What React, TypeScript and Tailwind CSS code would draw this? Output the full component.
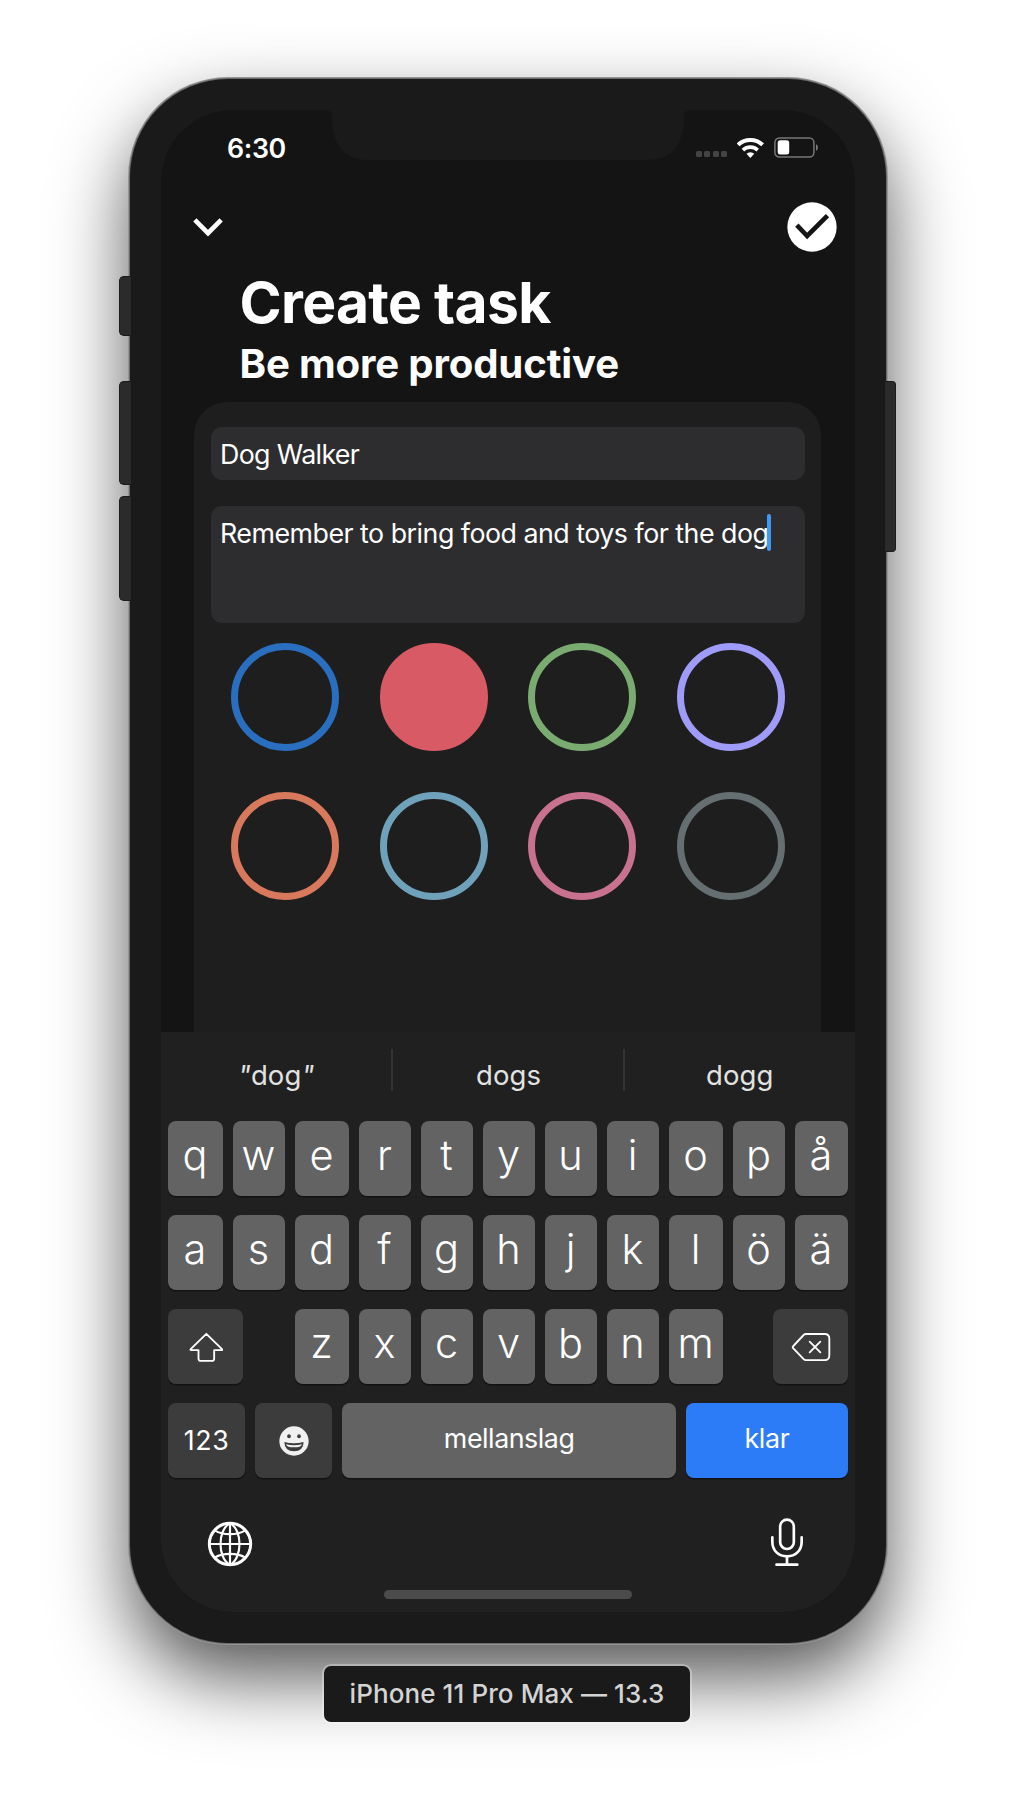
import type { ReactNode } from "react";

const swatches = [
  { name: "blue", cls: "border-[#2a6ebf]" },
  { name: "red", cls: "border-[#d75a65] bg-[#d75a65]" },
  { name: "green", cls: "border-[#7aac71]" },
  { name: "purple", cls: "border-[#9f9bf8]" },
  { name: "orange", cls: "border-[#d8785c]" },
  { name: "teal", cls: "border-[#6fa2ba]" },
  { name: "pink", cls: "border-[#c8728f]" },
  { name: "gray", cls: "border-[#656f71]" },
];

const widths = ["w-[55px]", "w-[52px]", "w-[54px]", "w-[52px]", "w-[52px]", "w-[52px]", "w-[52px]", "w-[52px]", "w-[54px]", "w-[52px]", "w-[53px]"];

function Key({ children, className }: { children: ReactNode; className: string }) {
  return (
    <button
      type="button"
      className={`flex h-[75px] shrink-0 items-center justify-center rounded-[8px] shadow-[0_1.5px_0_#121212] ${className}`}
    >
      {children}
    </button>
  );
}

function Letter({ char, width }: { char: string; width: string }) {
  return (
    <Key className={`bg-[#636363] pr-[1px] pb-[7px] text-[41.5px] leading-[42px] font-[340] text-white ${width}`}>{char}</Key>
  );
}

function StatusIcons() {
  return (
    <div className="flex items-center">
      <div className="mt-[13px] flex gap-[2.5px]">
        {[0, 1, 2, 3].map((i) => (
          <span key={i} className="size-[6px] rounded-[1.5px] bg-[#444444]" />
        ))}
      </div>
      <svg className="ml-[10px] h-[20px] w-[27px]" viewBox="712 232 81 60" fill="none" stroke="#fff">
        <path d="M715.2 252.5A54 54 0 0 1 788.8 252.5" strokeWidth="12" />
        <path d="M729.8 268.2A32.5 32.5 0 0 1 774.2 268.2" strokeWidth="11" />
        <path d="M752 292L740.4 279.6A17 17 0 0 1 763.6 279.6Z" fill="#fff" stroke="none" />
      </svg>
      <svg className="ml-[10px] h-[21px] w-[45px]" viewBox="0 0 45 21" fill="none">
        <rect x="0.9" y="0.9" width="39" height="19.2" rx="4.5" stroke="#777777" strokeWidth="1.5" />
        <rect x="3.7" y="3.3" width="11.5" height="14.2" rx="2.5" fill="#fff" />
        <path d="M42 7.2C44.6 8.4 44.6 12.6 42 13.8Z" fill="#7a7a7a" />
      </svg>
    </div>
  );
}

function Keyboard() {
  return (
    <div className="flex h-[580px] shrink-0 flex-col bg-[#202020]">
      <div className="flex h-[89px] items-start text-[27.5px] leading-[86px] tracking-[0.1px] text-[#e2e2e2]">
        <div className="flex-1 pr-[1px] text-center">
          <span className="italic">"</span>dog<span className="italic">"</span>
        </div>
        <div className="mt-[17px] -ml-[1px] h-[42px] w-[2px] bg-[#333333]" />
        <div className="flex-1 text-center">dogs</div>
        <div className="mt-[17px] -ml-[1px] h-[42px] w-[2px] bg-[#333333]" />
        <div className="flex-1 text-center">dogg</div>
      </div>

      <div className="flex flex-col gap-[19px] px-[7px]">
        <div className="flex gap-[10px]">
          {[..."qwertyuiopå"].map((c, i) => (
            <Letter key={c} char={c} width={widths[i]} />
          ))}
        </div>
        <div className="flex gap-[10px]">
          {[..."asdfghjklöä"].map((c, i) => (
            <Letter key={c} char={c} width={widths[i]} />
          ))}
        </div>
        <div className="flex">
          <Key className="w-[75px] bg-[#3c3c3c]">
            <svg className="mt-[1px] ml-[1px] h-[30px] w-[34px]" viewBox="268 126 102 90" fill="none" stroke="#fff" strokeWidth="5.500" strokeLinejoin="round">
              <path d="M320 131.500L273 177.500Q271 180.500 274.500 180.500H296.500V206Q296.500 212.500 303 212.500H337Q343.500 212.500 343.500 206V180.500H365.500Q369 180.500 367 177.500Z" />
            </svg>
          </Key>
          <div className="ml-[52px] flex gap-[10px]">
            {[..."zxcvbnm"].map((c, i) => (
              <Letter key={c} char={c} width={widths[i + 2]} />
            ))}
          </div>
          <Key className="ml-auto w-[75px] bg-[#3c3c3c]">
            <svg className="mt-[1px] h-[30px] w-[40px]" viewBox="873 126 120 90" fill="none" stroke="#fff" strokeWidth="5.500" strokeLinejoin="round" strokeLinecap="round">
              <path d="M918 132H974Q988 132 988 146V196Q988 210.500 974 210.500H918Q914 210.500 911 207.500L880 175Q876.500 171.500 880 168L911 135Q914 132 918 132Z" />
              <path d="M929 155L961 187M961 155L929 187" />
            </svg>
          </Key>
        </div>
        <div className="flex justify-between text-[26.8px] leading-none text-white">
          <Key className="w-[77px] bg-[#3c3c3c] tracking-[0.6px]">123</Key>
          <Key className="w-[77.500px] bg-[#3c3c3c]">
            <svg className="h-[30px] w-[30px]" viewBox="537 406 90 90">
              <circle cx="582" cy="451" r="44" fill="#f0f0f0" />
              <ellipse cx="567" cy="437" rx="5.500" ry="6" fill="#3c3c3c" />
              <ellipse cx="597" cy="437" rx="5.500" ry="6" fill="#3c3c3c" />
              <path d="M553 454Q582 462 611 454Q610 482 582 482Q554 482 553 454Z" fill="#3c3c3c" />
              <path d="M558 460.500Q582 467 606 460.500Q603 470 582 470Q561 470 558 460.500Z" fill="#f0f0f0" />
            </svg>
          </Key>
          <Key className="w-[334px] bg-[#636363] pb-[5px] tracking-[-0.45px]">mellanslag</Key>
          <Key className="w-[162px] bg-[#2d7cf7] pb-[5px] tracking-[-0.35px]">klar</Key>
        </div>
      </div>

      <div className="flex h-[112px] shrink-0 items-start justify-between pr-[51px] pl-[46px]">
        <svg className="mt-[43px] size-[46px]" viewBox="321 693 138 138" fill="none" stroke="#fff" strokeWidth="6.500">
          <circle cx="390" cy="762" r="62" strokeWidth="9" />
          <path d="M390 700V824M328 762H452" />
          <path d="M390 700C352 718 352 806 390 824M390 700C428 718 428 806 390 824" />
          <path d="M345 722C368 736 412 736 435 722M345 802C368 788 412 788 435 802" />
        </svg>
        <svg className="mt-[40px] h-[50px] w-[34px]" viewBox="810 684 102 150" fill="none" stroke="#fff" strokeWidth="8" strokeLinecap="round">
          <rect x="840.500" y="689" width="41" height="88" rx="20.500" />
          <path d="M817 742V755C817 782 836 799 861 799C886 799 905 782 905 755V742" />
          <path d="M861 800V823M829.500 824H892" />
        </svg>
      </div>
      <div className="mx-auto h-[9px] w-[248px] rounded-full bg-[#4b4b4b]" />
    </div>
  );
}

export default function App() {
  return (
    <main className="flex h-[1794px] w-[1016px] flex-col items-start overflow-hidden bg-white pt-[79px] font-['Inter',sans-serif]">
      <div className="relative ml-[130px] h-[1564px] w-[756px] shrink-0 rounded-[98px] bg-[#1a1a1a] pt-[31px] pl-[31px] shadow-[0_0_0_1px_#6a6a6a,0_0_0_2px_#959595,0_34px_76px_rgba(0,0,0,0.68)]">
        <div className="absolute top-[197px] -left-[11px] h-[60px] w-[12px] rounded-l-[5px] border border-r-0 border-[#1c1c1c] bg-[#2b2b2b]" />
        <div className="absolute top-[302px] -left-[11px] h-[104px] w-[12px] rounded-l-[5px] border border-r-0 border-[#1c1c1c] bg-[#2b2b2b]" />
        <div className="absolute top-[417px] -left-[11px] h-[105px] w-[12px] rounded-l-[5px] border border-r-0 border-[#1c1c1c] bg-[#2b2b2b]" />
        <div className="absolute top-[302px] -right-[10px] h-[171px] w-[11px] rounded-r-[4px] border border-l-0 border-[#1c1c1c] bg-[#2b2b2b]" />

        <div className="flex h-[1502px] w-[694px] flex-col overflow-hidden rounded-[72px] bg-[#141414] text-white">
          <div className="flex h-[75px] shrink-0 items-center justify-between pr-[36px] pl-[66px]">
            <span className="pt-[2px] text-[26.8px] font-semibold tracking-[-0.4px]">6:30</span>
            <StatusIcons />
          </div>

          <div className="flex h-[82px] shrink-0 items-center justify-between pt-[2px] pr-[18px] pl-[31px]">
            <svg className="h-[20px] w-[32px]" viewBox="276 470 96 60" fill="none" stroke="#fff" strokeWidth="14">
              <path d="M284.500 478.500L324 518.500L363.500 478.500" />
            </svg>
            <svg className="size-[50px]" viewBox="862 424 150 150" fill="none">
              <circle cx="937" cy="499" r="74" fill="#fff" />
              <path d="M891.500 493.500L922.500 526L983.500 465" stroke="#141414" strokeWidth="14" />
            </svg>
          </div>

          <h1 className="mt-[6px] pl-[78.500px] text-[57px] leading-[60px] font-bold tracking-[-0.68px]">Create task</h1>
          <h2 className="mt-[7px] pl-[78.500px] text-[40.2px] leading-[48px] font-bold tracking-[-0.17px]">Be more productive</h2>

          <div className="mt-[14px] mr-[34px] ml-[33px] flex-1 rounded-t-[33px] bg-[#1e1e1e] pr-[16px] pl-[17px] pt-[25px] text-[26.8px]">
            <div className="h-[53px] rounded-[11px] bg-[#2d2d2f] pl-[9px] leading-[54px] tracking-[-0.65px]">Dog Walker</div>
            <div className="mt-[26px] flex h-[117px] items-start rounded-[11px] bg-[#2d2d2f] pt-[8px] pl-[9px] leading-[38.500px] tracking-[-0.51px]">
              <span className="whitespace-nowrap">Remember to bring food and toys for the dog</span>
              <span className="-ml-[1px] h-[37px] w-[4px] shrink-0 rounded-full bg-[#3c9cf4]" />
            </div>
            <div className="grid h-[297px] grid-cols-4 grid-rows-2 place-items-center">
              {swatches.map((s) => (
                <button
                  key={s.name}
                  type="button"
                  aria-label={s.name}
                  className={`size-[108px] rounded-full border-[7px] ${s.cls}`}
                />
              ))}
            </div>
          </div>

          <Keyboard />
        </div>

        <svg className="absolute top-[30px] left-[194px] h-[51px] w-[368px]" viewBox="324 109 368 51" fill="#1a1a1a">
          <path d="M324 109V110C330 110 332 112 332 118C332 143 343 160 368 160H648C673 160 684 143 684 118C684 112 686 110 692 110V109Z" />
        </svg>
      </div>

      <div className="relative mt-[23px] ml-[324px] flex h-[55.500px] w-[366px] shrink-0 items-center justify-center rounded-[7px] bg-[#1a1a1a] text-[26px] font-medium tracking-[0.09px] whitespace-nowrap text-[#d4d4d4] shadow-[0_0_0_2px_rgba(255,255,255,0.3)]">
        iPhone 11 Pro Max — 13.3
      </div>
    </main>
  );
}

══════════════════════════════

REQUIREMENT
Using the material above, report each line where "full" occurs.

PROBLEM SOLUTION
What React, TypeScript and Tailwind CSS code would draw this? Output the full component.
      <div className="mx-auto h-[9px] w-[248px] rounded-full bg-[#4b4b4b]" />
              <span className="-ml-[1px] h-[37px] w-[4px] shrink-0 rounded-full bg-[#3c9cf4]" />
                  className={`size-[108px] rounded-full border-[7px] ${s.cls}`}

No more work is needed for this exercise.